# RECORDED DATA:
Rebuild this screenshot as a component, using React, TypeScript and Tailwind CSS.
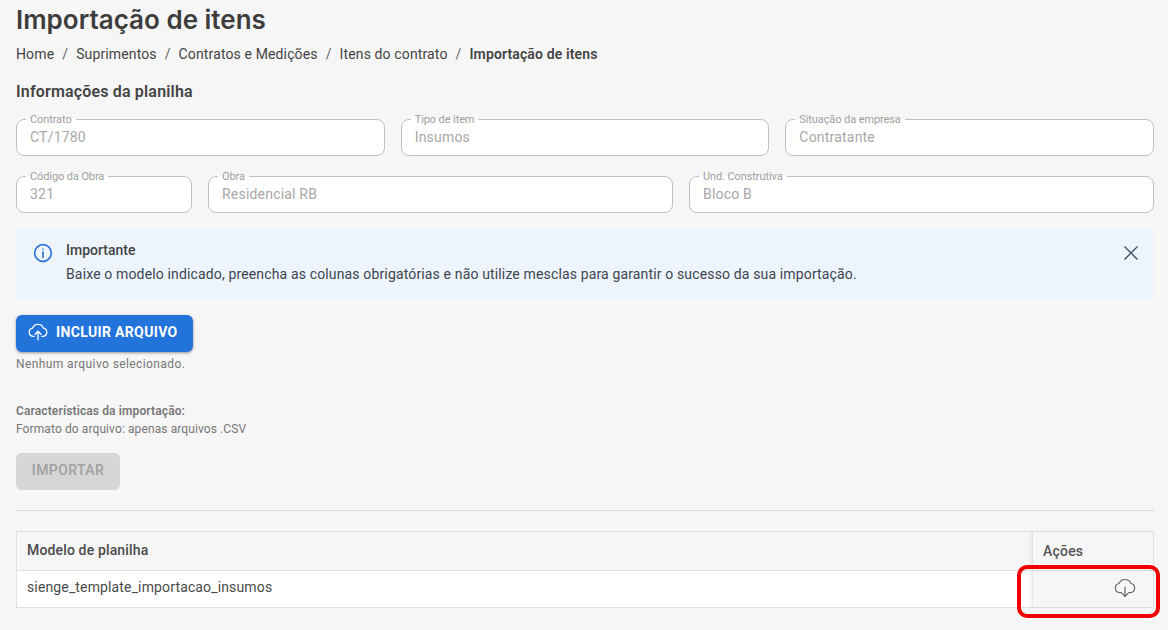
function Field({ label, value, className }: { label: string; value: string; className: string }) {
  return (
    <fieldset className={`h-[42px] min-w-0 rounded-[8px] border border-[#c0c0c0] bg-white px-[13px] ${className}`}>
      <legend className="ml-[-4px] px-[4px] text-[11px] leading-[11px] tracking-[-0.1px] text-[#9e9e9e]">{label}</legend>
      <div className="mt-[2px] text-[14px] leading-[20px] tracking-[0.2px] text-[#a8a8a8]">{value}</div>
    </fieldset>
  );
}

export default function App() {
  return (
    <div className="relative h-[630px] w-[1168px] overflow-hidden bg-[#f6f6f6] pl-4 pr-[14px] font-['Roboto',sans-serif] text-[#3f3f3f]">
      <h1 className="mt-[4px] font-['Inter',sans-serif] text-[26px] leading-[32px] font-semibold text-[#3d3d3d]">Importação de itens</h1>

      <nav className="mt-[8px] flex h-[20px] items-center text-[14px] leading-[20px] tracking-[0.13px] text-[#444]">
        <span>Home</span>
        <span className="mx-[8px] text-[#666]">/</span>
        <span>Suprimentos</span>
        <span className="mx-[8px] text-[#666]">/</span>
        <span>Contratos e Medições</span>
        <span className="mx-[8px] text-[#666]">/</span>
        <span>Itens do contrato</span>
        <span className="mx-[8px] text-[#666]">/</span>
        <span className="font-semibold">Importação de itens</span>
      </nav>

      <h2 className="mt-[16px] text-[16px] leading-[24px] font-semibold tracking-[0.17px] text-[#444]">Informações da planilha</h2>

      <div className="mt-[10px] flex gap-4">
        <Field label="Contrato" value="CT/1780" className="flex-1" />
        <Field label="Tipo de item" value="Insumos" className="flex-1" />
        <Field label="Situação da empresa" value="Contratante" className="flex-1" />
      </div>
      <div className="mt-[15px] flex gap-4">
        <Field label="Código da Obra" value="321" className="w-[176px]" />
        <Field label="Obra" value="Residencial RB" className="flex-1" />
        <Field label="Und. Construtiva" value="Bloco B" className="flex-1" />
      </div>

      <div className="mt-[16px] flex h-[70px] items-start rounded-[4px] bg-[#edf4fc] pl-[17px] pr-[15px] pt-[11px]">
        <svg className="mt-[3px] shrink-0" width="20" height="20" viewBox="0 0 24 24" fill="none" stroke="#2a74d8" strokeWidth="2" strokeLinecap="round">
          <circle cx="12" cy="12" r="10" />
          <path d="M12 11v6" />
          <path d="M12 7.5v.1" />
        </svg>
        <div className="ml-[13px] flex-1">
          <div className="text-[14px] leading-[20px] font-medium text-[#444]">Importante</div>
          <div className="mt-[4px] text-[14px] leading-[20px] tracking-[0.145px] text-[#3d4550]">
            Baixe o modelo indicado, preencha as colunas obrigatórias e não utilize mesclas para garantir o sucesso da sua importação.
          </div>
        </div>
        <svg className="mt-[5px] shrink-0" width="16" height="16" viewBox="0 0 16 16" fill="none" stroke="#3c5068" strokeWidth="1.4">
          <path d="M1.5 1.5l13 13M14.5 1.5l-13 13" />
        </svg>
      </div>

      <button className="mt-[16px] flex h-[37px] w-[177px] items-center rounded-[6px] bg-[#2273da] pb-[2px] pl-[12px] text-[14px] font-bold tracking-[0.35px] text-white shadow-[0_1px_3px_rgba(0,0,0,0.4)]">
        <svg width="20" height="20" viewBox="0 0 24 24" fill="none" stroke="white" strokeWidth="1.6" strokeLinecap="round" strokeLinejoin="round">
          <path d="M7.5 16H6.5A5 5 0 0 1 5.5 6.1 7 7 0 0 1 18.5 6.1 5 5 0 0 1 17.5 16H16.5" />
          <path d="M12 20V10" />
          <path d="M8.5 13.5L12 10L15.5 13.5" />
        </svg>
        <span className="ml-[8px]">INCLUIR ARQUIVO</span>
      </button>
      <p className="mt-[3px] text-[12px] leading-[18px] tracking-[0.4px] text-[#777]">Nenhum arquivo selecionado.</p>

      <p className="mt-[29px] text-[12px] leading-[18px] font-semibold tracking-[0.12px] text-[#777]">Características da importação:</p>
      <p className="text-[12px] leading-[18px] tracking-[0.1px] text-[#777]">Formato do arquivo: apenas arquivos .CSV</p>

      <button disabled className="mt-[15px] block h-[37px] w-[104px] rounded-[6px] bg-[#d6d6d6] pb-[2px] text-[14px] font-medium tracking-[0.4px] text-[#a0a0a0]">IMPORTAR</button>

      <hr className="mt-[20px] border-t border-[#dcdcdc]" />

      <div className="mt-[20px] h-[77px] border border-[#e0e0e0] text-[14px]">
        <div className="flex h-[39px] border-b border-[#e0e0e0]">
          <div className="flex flex-1 items-center px-[10px] pb-[2px] font-medium tracking-[0.15px] text-[#4a4a4a]">Modelo de planilha</div>
          <div className="flex w-[121px] items-center border-l border-[#e0e0e0] pl-[10px] font-medium tracking-[0.2px] text-[#555] shadow-[-2px_0_3px_rgba(0,0,0,0.05)]">Ações</div>
        </div>
        <div className="flex h-[36px]">
          <div className="flex flex-1 items-center bg-white px-[10px] pb-[3px] tracking-[0.14px] text-[#4a4a4a]">sienge_template_importacao_insumos</div>
          <div className="flex w-[121px] items-center justify-end border-l border-[#e8e8e8] pb-[3px] pr-[17px] shadow-[-2px_0_3px_rgba(0,0,0,0.05)]">
            <svg width="22" height="22" viewBox="0 0 24 24" fill="none" stroke="#666" strokeWidth="1.3" strokeLinecap="round" strokeLinejoin="round">
              <path d="M8 17H6.5A5 5 0 0 1 5.5 7.1 7 7 0 0 1 18.5 7.1 5 5 0 0 1 17.5 17H16" />
              <path d="M12 11V21" />
              <path d="M8.8 17.8L12 21L15.2 17.8" />
            </svg>
          </div>
        </div>
      </div>

      <div className="absolute left-[1017px] top-[565px] h-[53px] w-[143px] rounded-[10px] border-[4px] border-[#f00000]" />
    </div>
  );
}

# WHAT YOU ARE ASKED TO DO:
Up to and including the line with "font-['Inter',sans-serif] text-[26px] leading-[32px]", copy the data above from its first line. Skip pictures.

# COMPLETED TASK:
Rebuild this screenshot as a component, using React, TypeScript and Tailwind CSS.
function Field({ label, value, className }: { label: string; value: string; className: string }) {
  return (
    <fieldset className={`h-[42px] min-w-0 rounded-[8px] border border-[#c0c0c0] bg-white px-[13px] ${className}`}>
      <legend className="ml-[-4px] px-[4px] text-[11px] leading-[11px] tracking-[-0.1px] text-[#9e9e9e]">{label}</legend>
      <div className="mt-[2px] text-[14px] leading-[20px] tracking-[0.2px] text-[#a8a8a8]">{value}</div>
    </fieldset>
  );
}

export default function App() {
  return (
    <div className="relative h-[630px] w-[1168px] overflow-hidden bg-[#f6f6f6] pl-4 pr-[14px] font-['Roboto',sans-serif] text-[#3f3f3f]">
      <h1 className="mt-[4px] font-['Inter',sans-serif] text-[26px] leading-[32px] font-semibold text-[#3d3d3d]">Importação de itens</h1>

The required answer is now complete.